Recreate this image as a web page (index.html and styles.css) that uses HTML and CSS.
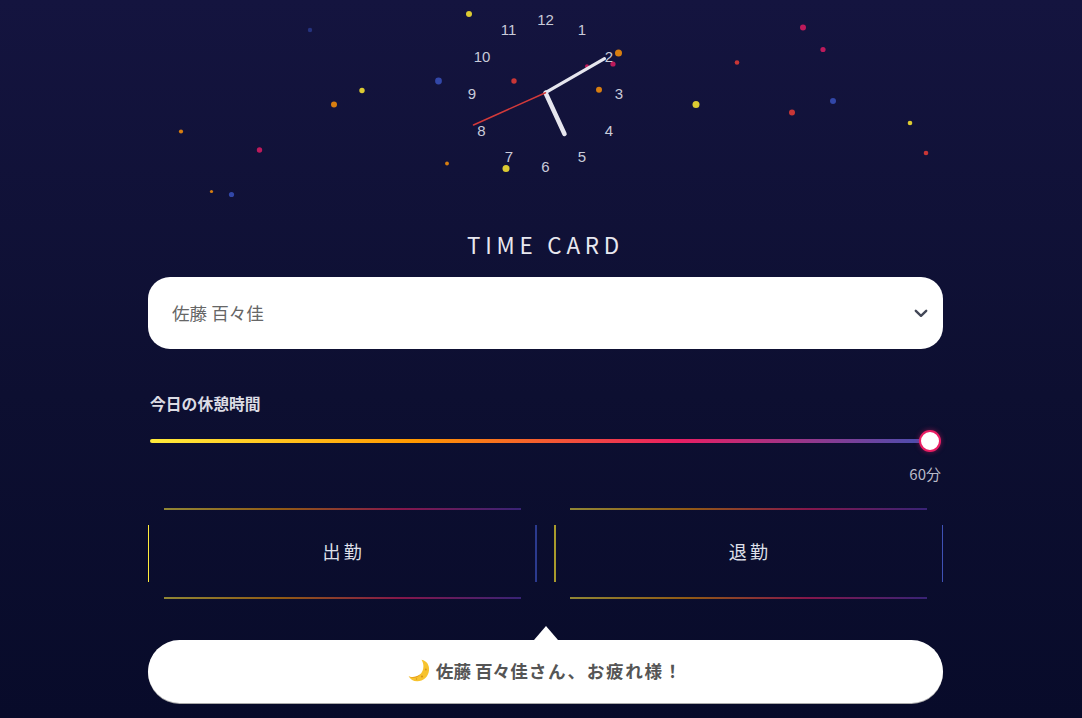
FILE: index.html
```html
<!DOCTYPE html>
<html lang="ja">
<head>
  <meta charset="UTF-8">
  <meta name="viewport" content="width=device-width, initial-scale=1">
  <title>Time Card</title>
  <link rel="stylesheet" href="styles.css">
</head>
<body>
  <svg class="sky" width="1082" height="228" viewBox="0 0 1082 228">
    <!-- 星 -->
    <g class="stars">
      <circle class="yellow" cx="469" cy="14" r="3"/>
      <circle class="blue dim" cx="310" cy="30" r="2.200"/>
      <circle class="blue" cx="438.500" cy="81" r="3.400"/>
      <circle class="red" cx="514" cy="81" r="2.700"/>
      <circle class="orange" cx="334" cy="104.500" r="3"/>
      <circle class="yellow" cx="362" cy="90.500" r="2.700"/>
      <circle class="orange" cx="181" cy="131.500" r="2.100"/>
      <circle class="pink" cx="259.500" cy="150" r="2.700"/>
      <circle class="orange" cx="211.500" cy="191.500" r="1.600"/>
      <circle class="blue" cx="231.500" cy="194.500" r="2.600"/>
      <circle class="orange" cx="447" cy="163.500" r="1.900"/>
      <circle class="yellow" cx="506" cy="168.500" r="3.500"/>
      <circle class="orange" cx="599" cy="89.700" r="3"/>
      <circle class="orange" cx="618.500" cy="53" r="3.500"/>
      <circle class="pink" cx="613" cy="64" r="2.600"/>
      <circle class="pink" cx="587" cy="66.300" r="2"/>
      <circle class="yellow" cx="696" cy="104.500" r="3.500"/>
      <circle class="red" cx="737" cy="62.500" r="2.300"/>
      <circle class="pink" cx="803" cy="27.500" r="3"/>
      <circle class="pink" cx="823" cy="49.500" r="2.600"/>
      <circle class="red" cx="792" cy="112.500" r="3"/>
      <circle class="blue" cx="833" cy="101" r="3"/>
      <circle class="yellow" cx="910" cy="123" r="2.300"/>
      <circle class="red" cx="926" cy="153" r="2.300"/>
    </g>

    <!-- 時計 -->
    <g class="clock-num" text-anchor="middle">
      <text x="545.500" y="25">12</text>
      <text x="582" y="35">1</text>
      <text x="609" y="62">2</text>
      <text x="619" y="99">3</text>
      <text x="609" y="136">4</text>
      <text x="582" y="162">5</text>
      <text x="545.500" y="172">6</text>
      <text x="509" y="162">7</text>
      <text x="481.500" y="136">8</text>
      <text x="472" y="99">9</text>
      <text x="482" y="62">10</text>
      <text x="508.500" y="35">11</text>
    </g>
    <line class="hand-hour" x1="545.500" y1="92.700" x2="564.500" y2="134"/>
    <line class="hand-min" x1="545.500" y1="92.700" x2="604.500" y2="58.700"/>
    <line class="hand-sec" x1="545.500" y1="92.700" x2="473.500" y2="125"/>
  </svg>

  <main class="card">
    <h1 class="title">TIME CARD</h1>

    <div class="staff-box">
      <select class="staff">
        <option>佐藤 百々佳</option>
        <option>田中 太郎</option>
      </select>
      <svg class="staff-arrow" width="14" height="9" viewBox="0 0 14 9">
        <path d="M1.800 1.800 7 6.800 12.200 1.800" fill="none" stroke="#434757" stroke-width="2.400" stroke-linecap="round" stroke-linejoin="round"/>
      </svg>
    </div>

    <div class="break-box">
      <label class="break-label" for="break">今日の休憩時間</label>
      <input class="break-range" type="range" id="break" min="0" max="60" step="5" value="60">
      <div class="break-value">60分</div>
    </div>

    <div class="punch-row">
      <button class="punch punch-in">出勤</button>
      <button class="punch punch-out">退勤</button>
    </div>

    <div class="message">
      <svg class="moon" width="22" height="23" viewBox="0 0 22 23">
        <path fill="#f7c32e" d="M13.500 .8 C19 1.800 21.500 6.500 21 11.500 C20.400 18 15 22.500 9 22.300 C5.500 22.200 2.200 20.300 .6 17.200 C5 19 10 17.800 13 14.500 C16 11 16.300 5 13.500 .8 Z"/>
        <path fill="#e59a1c" d="M.6 17.200 C5 19 10 17.800 13 14.500 C10.500 18.800 5.500 20.300 .6 17.200 Z"/>
        <circle cx="17.800" cy="10.500" r="1" fill="#d9941a"/>
        <circle cx="14" cy="17.500" r="1.100" fill="#d9941a"/>
        <circle cx="8.500" cy="20" r=".7" fill="#d9941a"/>
      </svg>
      <span class="message-text"><span class="message-name">佐藤 百々佳</span><span class="message-rest">さん、お疲れ様！</span></span>
    </div>
  </main>
</body>
</html>
```
FILE: styles.css
```css
:root {
  --grad: #ffeb3b, #ff9800, #e91e63, #3f51b5;
  --jp: "Noto Sans CJK JP", "Noto Sans", sans-serif;
}

html, body {
  height: 100%;
}

body {
  margin: 0;
  overflow: hidden;
  background: linear-gradient(180deg, #14143f 0%, #0d0f31 55%, #080b2a 100%);
  font-family: var(--jp);
  color: #e8e8f0;
}

.sky {
  display: block;
}

.stars {
  filter: blur(.3px);
}

.yellow { fill: #dcca32; }
.orange { fill: #d87e10; }
.red { fill: #c93636; }
.pink { fill: #bd1a5b; }
.blue { fill: #3247a8; }
.dim { opacity: .6; }

.clock-num {
  font-family: "Liberation Sans", sans-serif;
  font-size: 15px;
  fill: #c9cbd9;
}

.hand-hour, .hand-min, .hand-sec {
  stroke-linecap: round;
}

.hand-hour {
  stroke: #e6e6ee;
  stroke-width: 4.500;
}

.hand-min {
  stroke: #e6e6ee;
  stroke-width: 3.200;
}

.hand-sec {
  stroke: #d33a3a;
  stroke-width: 1.500;
}

.card {
  width: 795px;
  margin-left: 148px;
}

.title {
  margin: 0 0 17px;
  height: 32px;
  font-size: 22.400px;
  font-weight: 400;
  line-height: 33px;
  letter-spacing: 4.800px;
  text-align: center;
  color: #e8e8f0;
}

.staff-box {
  position: relative;
}

.staff {
  display: block;
  width: 100%;
  height: 72px;
  padding: 0 24px 2px;
  border: none;
  border-radius: 22px;
  background-color: #fff;
  font-family: var(--jp);
  font-size: 17.600px;
  color: #666;
  appearance: none;
  -webkit-appearance: none;
}

.staff-arrow {
  position: absolute;
  top: 32px;
  right: 15px;
}

.break-box {
  margin-top: 44px;
  padding: 0 2px;
}

.break-label {
  display: block;
  font-size: 15.800px;
  font-weight: 700;
  line-height: 22px;
  color: #dcdce4;
}

.break-range {
  display: block;
  width: 100%;
  height: 24px;
  margin: 14px 0 0;
  background: transparent;
  appearance: none;
  -webkit-appearance: none;
}

.break-range::-webkit-slider-runnable-track {
  height: 4px;
  border-radius: 2px;
  background: linear-gradient(90deg, var(--grad));
}

.break-range::-webkit-slider-thumb {
  -webkit-appearance: none;
  box-sizing: border-box;
  width: 22px;
  height: 22px;
  margin-top: -9px;
  border: 2.500px solid #e91e63;
  border-radius: 50%;
  background: #fff;
  box-shadow: 0 0 5px rgba(233, 30, 99, .5);
}

.break-value {
  margin-top: 11px;
  font-size: 15px;
  line-height: 20px;
  text-align: right;
  color: #b9bac8;
}

.punch-row {
  display: flex;
  gap: 17.500px;
  margin-top: 24px;
}

.punch {
  flex: 1;
  display: flex;
  flex-direction: column;
  align-items: stretch;
  justify-content: space-between;
  height: 91px;
  padding: 0;
  border: none;
  background-color: transparent;
  background-repeat: no-repeat;
  font-family: var(--jp);
  font-size: 18px;
  line-height: 24px;
  letter-spacing: 3.500px;
  text-indent: 3px;
  color: #dfe0ea;
}

.punch::before,
.punch::after {
  content: "";
  height: 2px;
  margin: 0 16px;
  background: linear-gradient(90deg, #ffeb3b, #ff9800, #e91e63, #5e35b1);
  opacity: .55;
}

/* 文字を少し上に寄せる */
.punch::after {
  margin-top: 6px;
}

.punch-in {
  background-image: linear-gradient(#ffeb3b, #ffeb3b), linear-gradient(#2b3a8e, #2b3a8e);
  background-size: 1px 57px, 2px 57px;
  background-position: 0 50%, 100% 50%;
}

.punch-out {
  background-image: linear-gradient(#a89a2c, #a89a2c), linear-gradient(#3f51b5, #3f51b5);
  background-size: 2px 57px, 1px 57px;
  background-position: 0 50%, 100% 50%;
}

.message {
  position: relative;
  display: flex;
  align-items: center;
  justify-content: center;
  gap: 6px;
  box-sizing: border-box;
  height: 63px;
  margin-top: 41px;
  padding-bottom: 2px;
  border-radius: 32px;
  background: #fff;
  box-shadow: 0 1px 0 #aaa;
  font-size: 17.600px;
  font-weight: 700;
  color: #555;
}

.message-name {
  margin-right: 1px;
}

.message-rest {
  letter-spacing: 1.700px;
}

/* 吹き出しの三角 */
.message::before {
  content: "";
  position: absolute;
  top: -14px;
  left: 50%;
  margin-left: -12px;
  border-left: 12px solid transparent;
  border-right: 12px solid transparent;
  border-bottom: 14px solid #fff;
}
```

============

■ **AIM**
Take each line of the material that contains the word "index" and list it.

■ **FULL SOLUTION**
Recreate this image as a web page (index.html and styles.css) that uses HTML and CSS.
FILE: index.html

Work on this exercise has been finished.